Andrea Weir Estrada is a Santa Barbara-based journalist whose work has appeared in newspapers and magazines across the country and around the world. In her debut novel, A Foolish Consistency, former lovers reconnect by chance in a hospital emergency room and find themselves struggling with their own personal histories of love and loss while also navigating the complex emotions of two children who are grieving the death of their mother.

When parents fall in love with someone other than their children’s mother or father, it can be difficult for everyone. How does your new novel A Foolish Consistency handle that theme?

With honesty. For children dealing with “replacement” parents the pain can be excruciating. They don’t have control over what’s happening in their lives and they don’t understand a lot of it anyway. Children often have difficulty putting their feelings into words, and that’s what I tried to do with A Foolish Consistency — take those feelings and put them into words adults can understand.

I’ve heard you say that while the book is a love story, it is emphatically not a romance novel. Talk a little about that distinction.

A Foolish Consistency is a complex story about love and loss and the feelings that go with them. It most definitely has a romance component, but romance is not the primary element. The love story gives me the circumstances through which I can explore the children’s grief — as well as that of other family members — and how it is manifested in different areas of their lives.

A novel is such a complex undertaking, yet I understand you wrote the book without an outline. How did you manage that?

When I started writing the novel I didn’t have a storyline. I knew I wanted to explore particular themes and then I created a storyline around them. I had to put together a basic structure — two adults, one divorced, one a widower. And because I wanted the main female to have experienced the loss of a parent as a child and then be put in the position of becoming a stepmother (after a while), it was clear that she had to be divorced and the main male character had to be a widower with children. Once I had that structure, the rest developed very organically with one small section and then another and then another.
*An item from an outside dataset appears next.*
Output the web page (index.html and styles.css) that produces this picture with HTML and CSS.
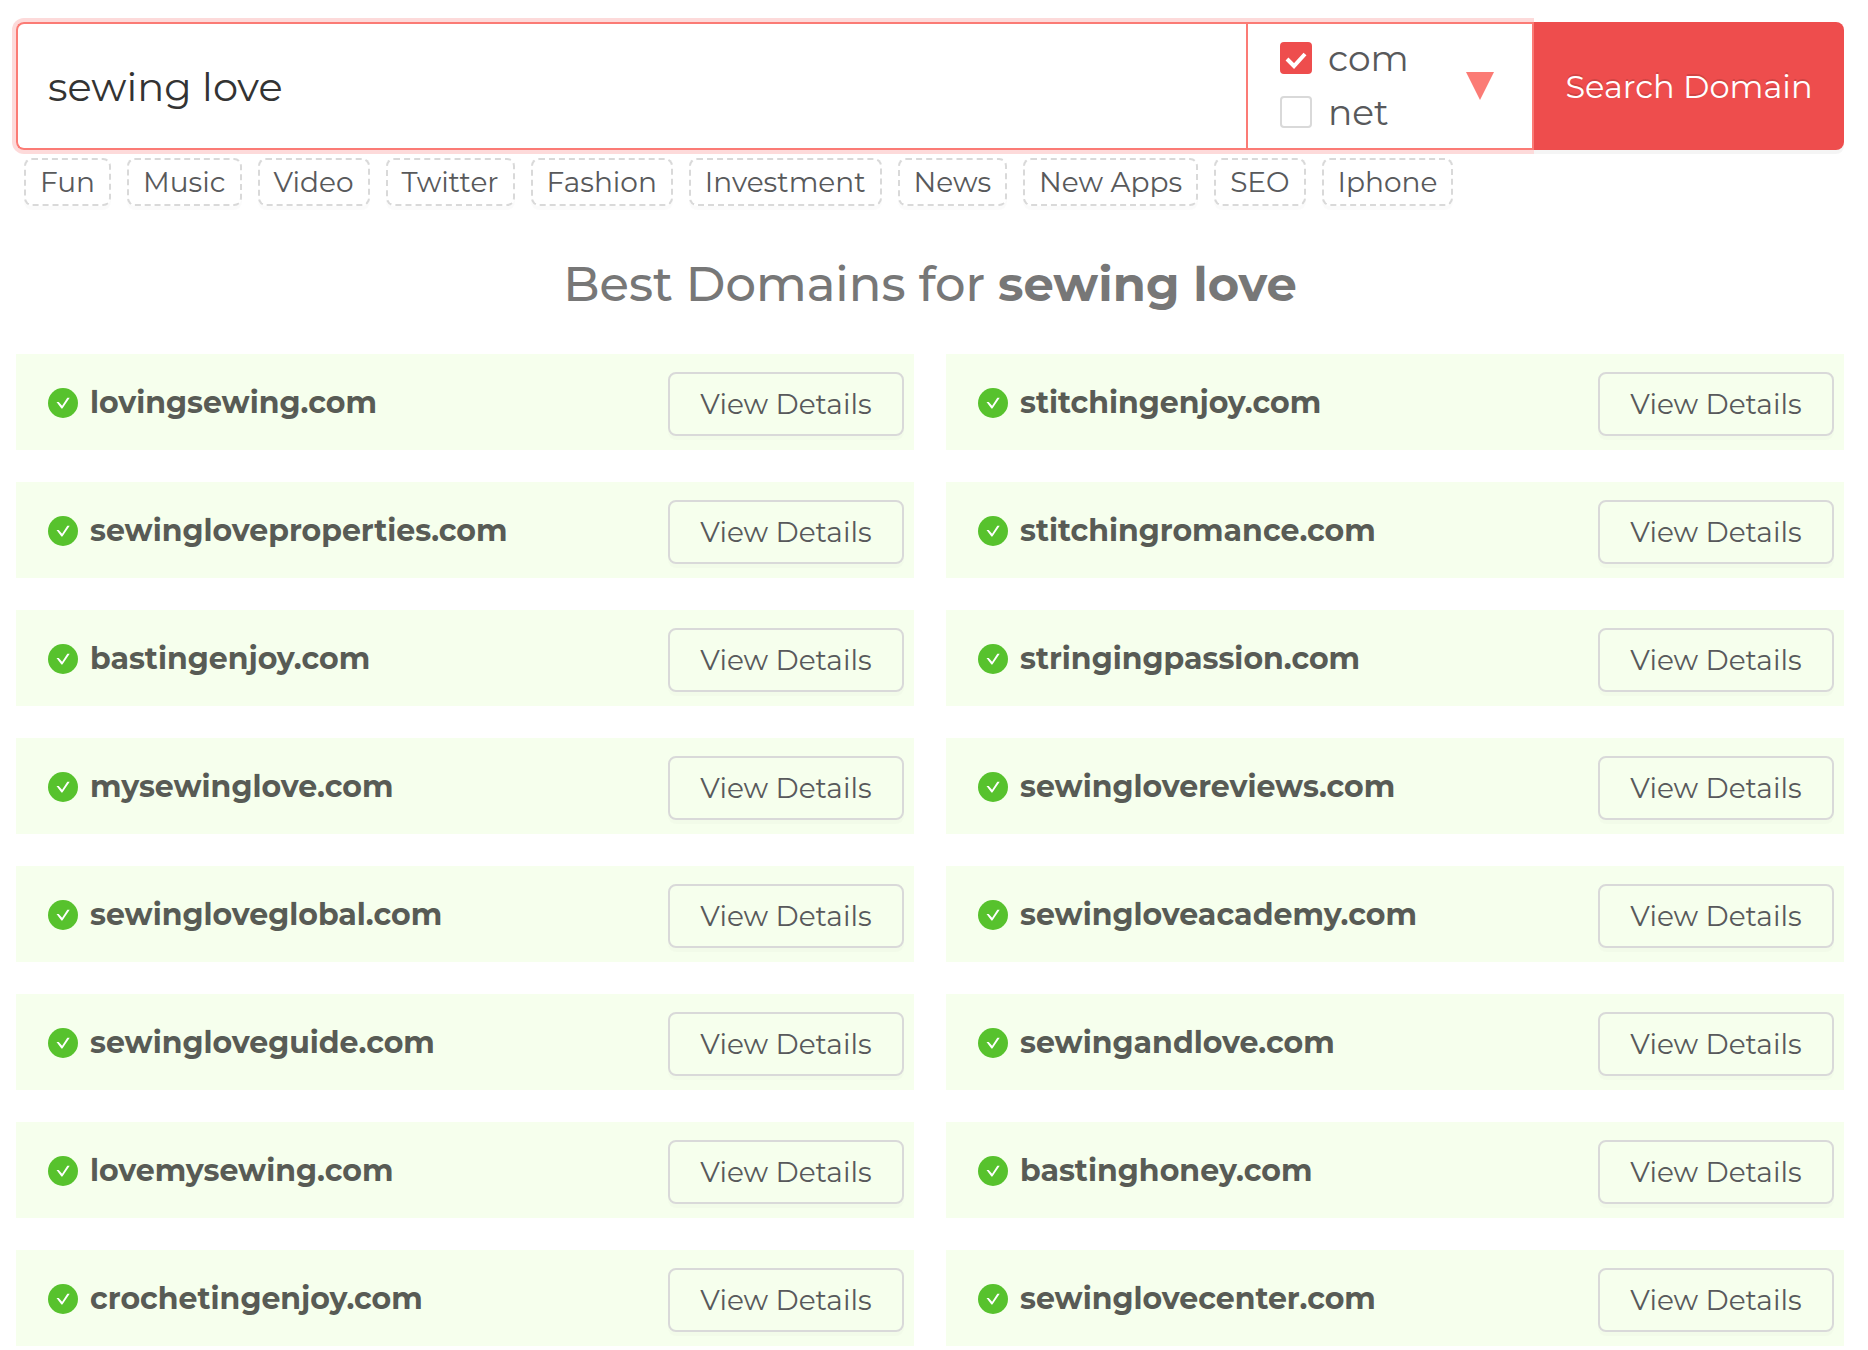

There are so many novels being published every year, it’s easy for a new one — especially if it’s a first book like yours — to get lost in the shuffle. How do you plan to help the book find its audience?
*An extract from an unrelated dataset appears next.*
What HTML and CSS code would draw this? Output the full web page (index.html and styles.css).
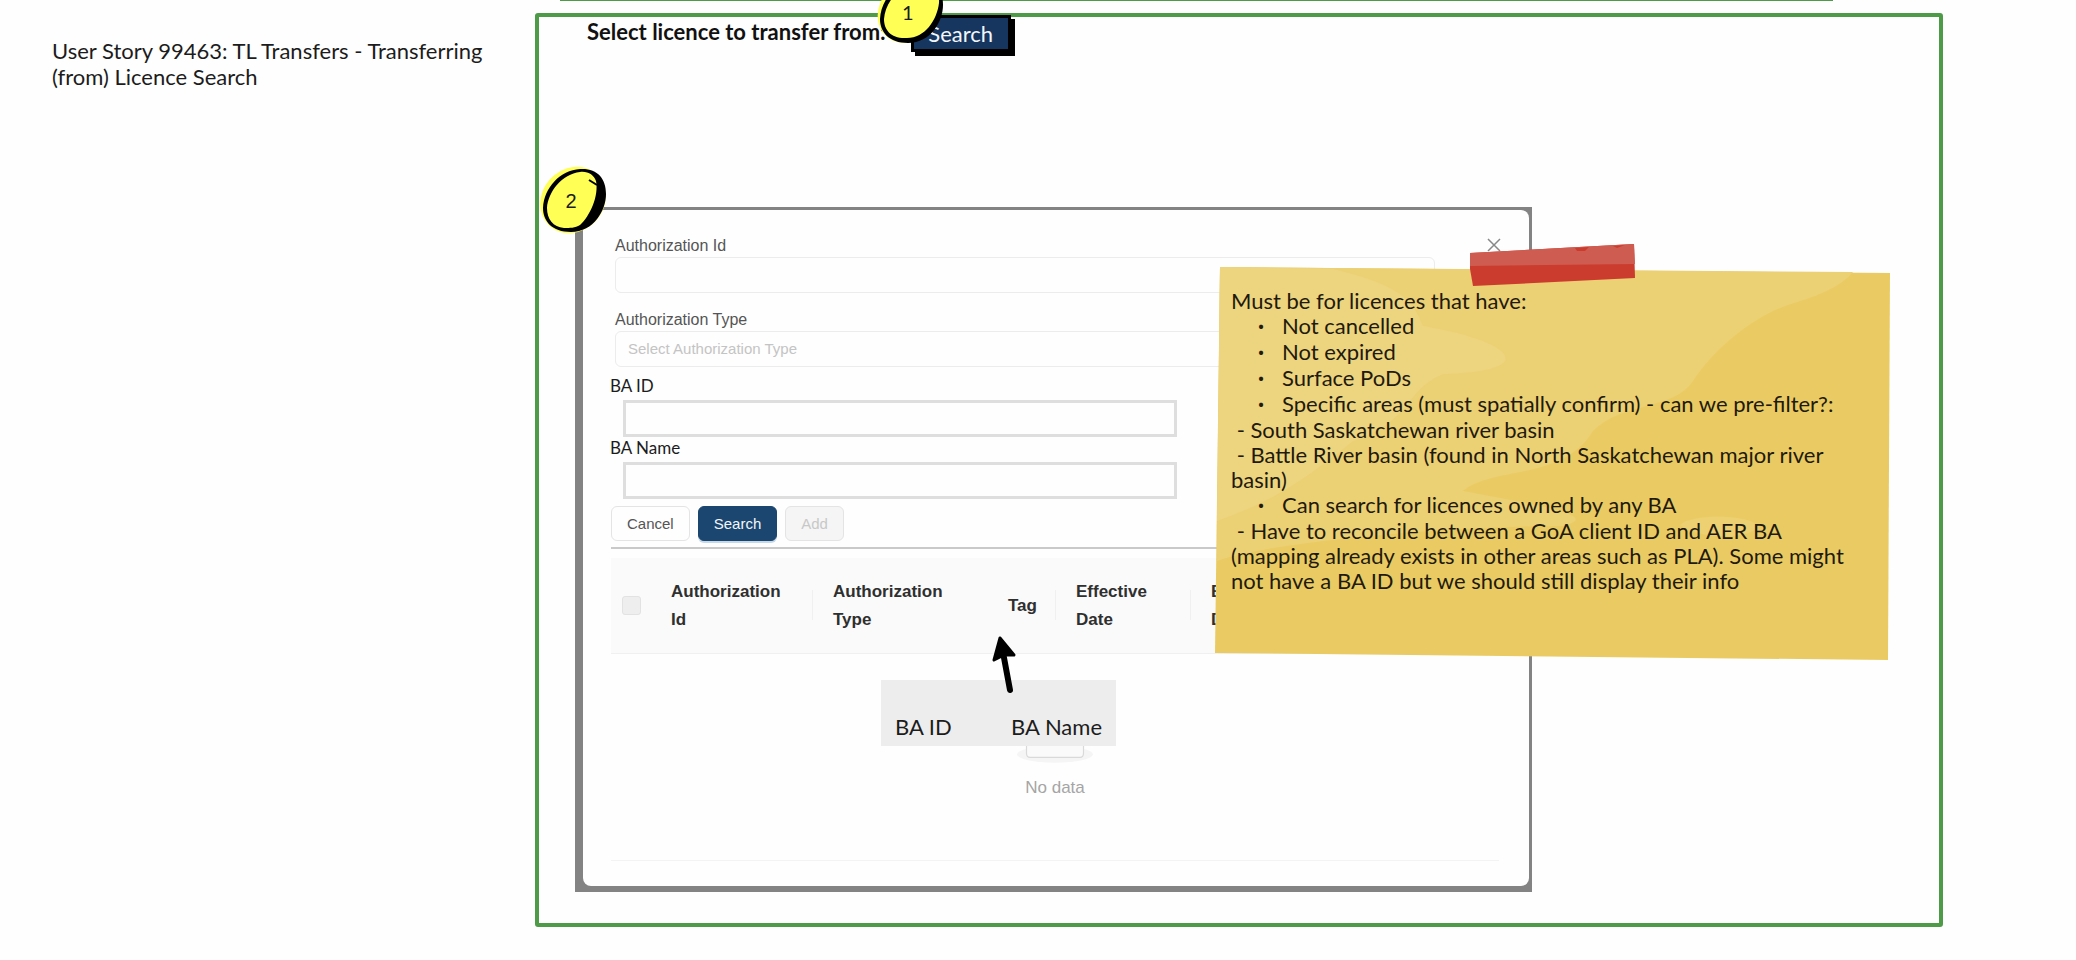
FILE: index.html
```html
<!DOCTYPE html>
<html lang="en">
<head>
  <meta charset="UTF-8" />
  <title>TL Transfers - Licence Search</title>
  <meta name="viewport" content="width=device-width, initial-scale=1.0" />
  <link rel="stylesheet" href="styles.css">
</head>
<body>

<div class="previous-frame"></div>

<div class="board">
  <aside class="story">
    <p>User Story 99463: TL Transfers - Transferring<br>(from) Licence Search</p>
  </aside>

  <main class="frame">
    <div class="picker">
      <span class="picker-label">Select licence to transfer from:</span>
      <div class="picker-action">
        <button type="button" class="sketch-btn">Search</button>
        <div class="badge badge-one">
          <svg viewBox="0 0 70 70">
            <ellipse cx="32" cy="34" rx="34" ry="29" transform="rotate(-48 32 34)" fill="#ffff55"/>
            <path d="M40 3 C57 2 66 12 66 28 C66 44 54 66 31 66 C12 66 3 55 3 42 C4 22 20 4 40 3Z"/>
            <path d="M40 6 C54 5 63 14 62 26 C60 43 48 61 30 61 C14 62 7 53 7 42 C8 26 22 8 40 6Z" fill="#ffff55"/>
          </svg>
          <span>1</span>
        </div>
      </div>
    </div>

    <section class="modal">
      <div class="badge badge-two">
        <svg viewBox="0 0 70 70">
          <ellipse cx="33" cy="34" rx="35" ry="31" transform="rotate(-48 33 34)" fill="#ffff55"/>
          <path d="M40 3 C57 2 66 12 66 28 C66 44 54 66 31 66 C12 66 3 55 3 42 C4 22 20 4 40 3Z"/>
          <path d="M40 6 C48 5 54 9 56 15 C59 30 50 50 40 59 C35 62 30 62 24 62 C13 61 7 53 7 42 C8 26 22 8 40 6Z" fill="#ffff55"/>
          <path d="M49 14 L57 19" stroke="#000" stroke-width="2"/>
        </svg>
        <span>2</span>
      </div>

      <button type="button" class="close" aria-label="Close">
        <svg viewBox="0 0 14 14"><path d="M1 1 L13 13 M13 1 L1 13" stroke="#888" stroke-width="1.5"/></svg>
      </button>

      <form class="filters">
        <div class="field">
          <label for="auth-id">Authorization Id</label>
          <input type="text" id="auth-id">
        </div>
        <div class="field">
          <label for="auth-type">Authorization Type</label>
          <select id="auth-type">
            <option>Select Authorization Type</option>
          </select>
        </div>
        <div class="sketch-field">
          <label for="ba-id">BA ID</label>
          <input type="text" id="ba-id">
        </div>
        <div class="sketch-field">
          <label for="ba-name">BA Name</label>
          <input type="text" id="ba-name">
        </div>
        <div class="actions">
          <button type="button" class="btn">Cancel</button>
          <button type="button" class="btn btn-primary">Search</button>
          <button type="button" class="btn" disabled>Add</button>
        </div>
      </form>

      <table class="results">
        <thead>
          <tr>
            <th class="col-check"><input type="checkbox" aria-label="Select all" disabled></th>
            <th class="col-id divided">Authorization<br>Id</th>
            <th class="col-type">Authorization<br>Type</th>
            <th class="col-tag divided">Tag</th>
            <th class="col-date divided">Effective<br>Date</th>
            <th>E<br>D</th>
          </tr>
        </thead>
        <tbody>
          <tr>
            <td colspan="6" class="empty">
              <svg viewBox="0 0 64 41">
                <ellipse cx="32" cy="33" rx="32" ry="7" fill="#f5f5f5"/>
                <path d="M55 12.8 L44.9 1.3 C44.3 .5 43.5 0 42.7 0 H21.3 C20.5 0 19.7 .5 19.1 1.3 L9 12.8 V22 H55Z" fill="#fff" stroke="#d9d9d9"/>
                <path d="M8 16 V32 C8 34 9 35.500 11 35.500 H53 C55 35.500 56 34 56 32 V16Z" fill="#fafafa" stroke="#d9d9d9"/>
              </svg>
              <p>No data</p>
            </td>
          </tr>
        </tbody>
      </table>

      <div class="extra-columns">
        <span>BA ID</span>
        <span>BA Name</span>
        <svg class="arrow" viewBox="0 0 30 60">
          <path d="M20 55 L12 12" stroke="#000" stroke-width="6" stroke-linecap="round"/>
          <path d="M10 3 L24 20 L14 20 L4 25Z" stroke="#000" stroke-width="3" stroke-linejoin="round"/>
        </svg>
      </div>
    </section>

    <div class="note">
      <svg class="note-paper" viewBox="0 0 680 420" preserveAspectRatio="none">
        <path d="M7 26 L677 32 L675 419 L2 412Z" fill="#eacb63"/>
        <path d="M7 26 L640 31 C620 55 580 60 560 70 C530 85 500 110 480 140 C460 170 410 160 380 190 C350 240 280 225 250 250 C330 265 390 275 350 285 C240 285 60 300 4 320Z" fill="#ecd074"/>
        <path d="M7 26 L120 28 C190 45 200 60 210 85 C300 100 330 130 230 133 C190 150 200 180 140 200 C90 240 60 260 4 280Z" fill="#edd47f"/>
        <path d="M467 284 C480 270 560 275 540 290 C520 300 480 295 467 284Z" fill="#edd071"/>
        <path d="M257 12 L421 3 L422 37 L260 45 L257 28Z" fill="#cb3c2e"/>
        <path d="M257 12 L421 3 L422 23 L257 25Z" fill="#cf5c50"/>
        <path d="M362 7 L376 6 L372 10 L364 10Z M400 5 L412 4 L404 7Z" fill="#cb3c2e"/>
      </svg>
      <div class="note-text">
        <p>Must be for licences that have:</p>
        <ul>
          <li>Not cancelled</li>
          <li>Not expired</li>
          <li>Surface PoDs</li>
          <li>Specific areas (must spatially confirm) - can we pre-filter?:</li>
        </ul>
        <p>&nbsp;- South Saskatchewan river basin</p>
        <p>&nbsp;- Battle River basin (found in North Saskatchewan major river<br>basin)</p>
        <ul>
          <li>Can search for licences owned by any BA</li>
        </ul>
        <p>&nbsp;- Have to reconcile between a GoA client ID and AER BA<br>(mapping already exists in other areas such as PLA). Some might<br>not have a BA ID but we should still display their info</p>
      </div>
    </div>
  </main>
</div>

</body>
</html>
```
FILE: styles.css
```css
* {
  box-sizing: border-box;
  margin: 0;
  padding: 0;
}

body {
  font-family: Lato, sans-serif;
  font-size: 22px;
  line-height: 26px;
  color: #1c1c1c;
  background: #fefefe;
}

button, input, select {
  font: inherit;
}

/* Bottom edge of the frame above */
.previous-frame {
  height: 1px;
  margin: 0 243px 12px 560px;
  background: #4d9b47;
}

.board {
  display: flex;
}

.story {
  flex: none;
  width: 535px;
  padding: 25px 0 0 52px;
  white-space: nowrap;
}

.frame {
  position: relative;
  flex: 1;
  margin-right: 133px;
  padding: 0 36px 31px;
  border: 4px solid #4d9b47;
  border-radius: 3px;
}

/* Licence picker */
.picker {
  display: flex;
  gap: 25px;
  height: 190px;
  padding-left: 12px;
}

.picker-label {
  padding-top: 2px;
  font-weight: bold;
  color: #111;
  white-space: nowrap;
}

.picker-action {
  position: relative;
  margin-top: -2px;
}

.sketch-btn {
  width: 100px;
  height: 37px;
  border: 3px solid #000;
  background: #17365f;
  box-shadow: 4px 4px 0 #000;
  color: #f2f6fa;
}

/* Numbered markers */
.badge {
  position: absolute;
  z-index: 2;
  width: 70px;
  height: 70px;
}

.badge svg {
  display: block;
  overflow: visible;
}

.badge span {
  position: absolute;
  top: 22px;
  left: 0;
  width: 62px;
  font-size: 20px;
  text-align: center;
}

.badge-one {
  top: -38px;
  left: -34px;
}

.badge-two {
  top: -44px;
  left: -43px;
}

/* Search dialog */
.modal {
  position: relative;
  max-width: 957px;
  padding: 25px 30px 25px 28px;
  border: solid #838383;
  border-width: 3px 3px 6px 8px;
  background: #838383;
  font-family: "Liberation Sans", Arial, sans-serif;
  font-size: 16px;
  z-index: 0;
}

.modal::before {
  content: "";
  position: absolute;
  inset: 0;
  z-index: -1;
  border-radius: 8px;
  background: #fefefe;
}

.close {
  position: absolute;
  top: 28px;
  right: 28px;
  width: 14px;
  height: 14px;
  border: none;
  background: none;
}

.close svg {
  display: block;
}

.field {
  margin: 0 64px 16px 4px;
}

.field label,
.sketch-field label {
  display: block;
  line-height: 22px;
  color: #555;
}

.field input,
.field select {
  display: block;
  width: 100%;
  height: 36px;
  padding: 0 12px;
  border: 1px solid #ececec;
  border-radius: 6px;
  background: #fefefe;
  font-size: 15px;
  color: #c4c4c4;
  appearance: none;
}

.field + .sketch-field {
  margin-top: -8px;
}

.sketch-field label {
  margin: 0 0 3px -1px;
  font-family: Lato, sans-serif;
  font-size: 17px;
  color: #1c1c1c;
}

.sketch-field input {
  display: block;
  width: 100%;
  max-width: 554px;
  height: 37px;
  margin-left: 12px;
  padding: 0 10px;
  border: 3px solid #dedede;
  background: #fefefe;
}

.actions {
  display: flex;
  gap: 8px;
  padding: 7px 0 6px;
  border-bottom: 2px solid #c9c9c9;
}

.btn {
  height: 35px;
  padding: 0 15px;
  border: 1px solid #e4e4e4;
  border-radius: 6px;
  background: #fefefe;
  font-size: 15px;
  color: #555;
}

.btn-primary {
  border-color: #1b466f;
  background: #1b466f;
  box-shadow: 0 2px 0 #c7d8e6;
  color: #f2f6fa;
}

.btn:disabled {
  background: #f5f5f5;
  color: #c8c8c8;
}

/* Results */
.results {
  width: 100%;
  margin-top: 9px;
  border-collapse: collapse;
  table-layout: fixed;
}

.results th {
  position: relative;
  height: 95px;
  padding: 2px 0 0 20px;
  border-bottom: 1px solid #f0f0f0;
  background: #fafafa;
  font-size: 17px;
  line-height: 28px;
  text-align: left;
  color: #2f2f2f;
}

.divided::after {
  content: "";
  position: absolute;
  top: 32px;
  right: 0;
  width: 1px;
  height: 30px;
  background: #f0f0f0;
}

.results .col-check {
  width: 40px;
  padding: 0 0 0 11px;
}

.col-id {
  width: 162px;
}

.col-type {
  width: 175px;
}

.col-tag {
  width: 68px;
}

.col-date {
  width: 135px;
}

.col-check input {
  display: block;
  width: 19px;
  height: 19px;
  border: 1px solid #e2e2e2;
  border-radius: 3px;
  background: #eee;
  appearance: none;
}

.empty {
  padding: 61px 0 59px;
  border-bottom: 1px solid #f3f3f3;
  font-size: 17px;
  text-align: center;
  color: #a5a5a5;
}

.empty svg {
  display: block;
  width: 76px;
  height: 49px;
  margin: 0 auto 11px;
}

/* Columns to be added to the table */
.extra-columns {
  position: absolute;
  top: 470px;
  left: 298px;
  display: flex;
  justify-content: space-between;
  width: 235px;
  height: 66px;
  padding: 34px 14px 0;
  background: #ededed;
  font-family: Lato, sans-serif;
  font-size: 22px;
  color: #1c1c1c;
}

.arrow {
  position: absolute;
  top: -45px;
  left: 109px;
  width: 30px;
  height: 60px;
}

/* Sticky note */
.note {
  position: absolute;
  z-index: 3;
  top: 224px;
  left: 674px;
  width: 680px;
  height: 420px;
}

.note-paper {
  position: absolute;
  width: 100%;
  height: 100%;
}

.note-text {
  position: relative;
  padding: 47px 0 0 18px;
  line-height: 25px;
  color: #1f1a0c;
  white-space: nowrap;
}

.note-text ul {
  list-style: none;
}

.note-text li {
  display: flex;
  line-height: 26px;
}

.note-text li::before {
  content: "·";
  width: 24px;
  padding-left: 27px;
  font-weight: bold;
}
```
That really is a challenge. But in some ways the book sort of finds its own audience. I’ve found it very interesting that many people who’ve commented on it have indicated some aspect that resonates with them, and it’s often very different. One gentleman said the couple reconnecting after 25 years reminded him of his experience with his wife. Another person was reminded of her own childhood, and someone else, the loss of her husband. The book incorporates universal human themes that a lot of people can relate to. It’s been recommended as a great book club read, and word-of-mouth is proving to be huge.

Any other strategies?

I’d love to partner somehow with organizations whose work in some way relates to the themes in the book. For example, the genesis of the novel goes back to my time as a mentor with Hospice of Santa Barbara’s I Have a Friend Program. It’s a phenomenal program that’s hugely beneficial for both the children and the adults, and I’d welcome the opportunity to bring more attention to it.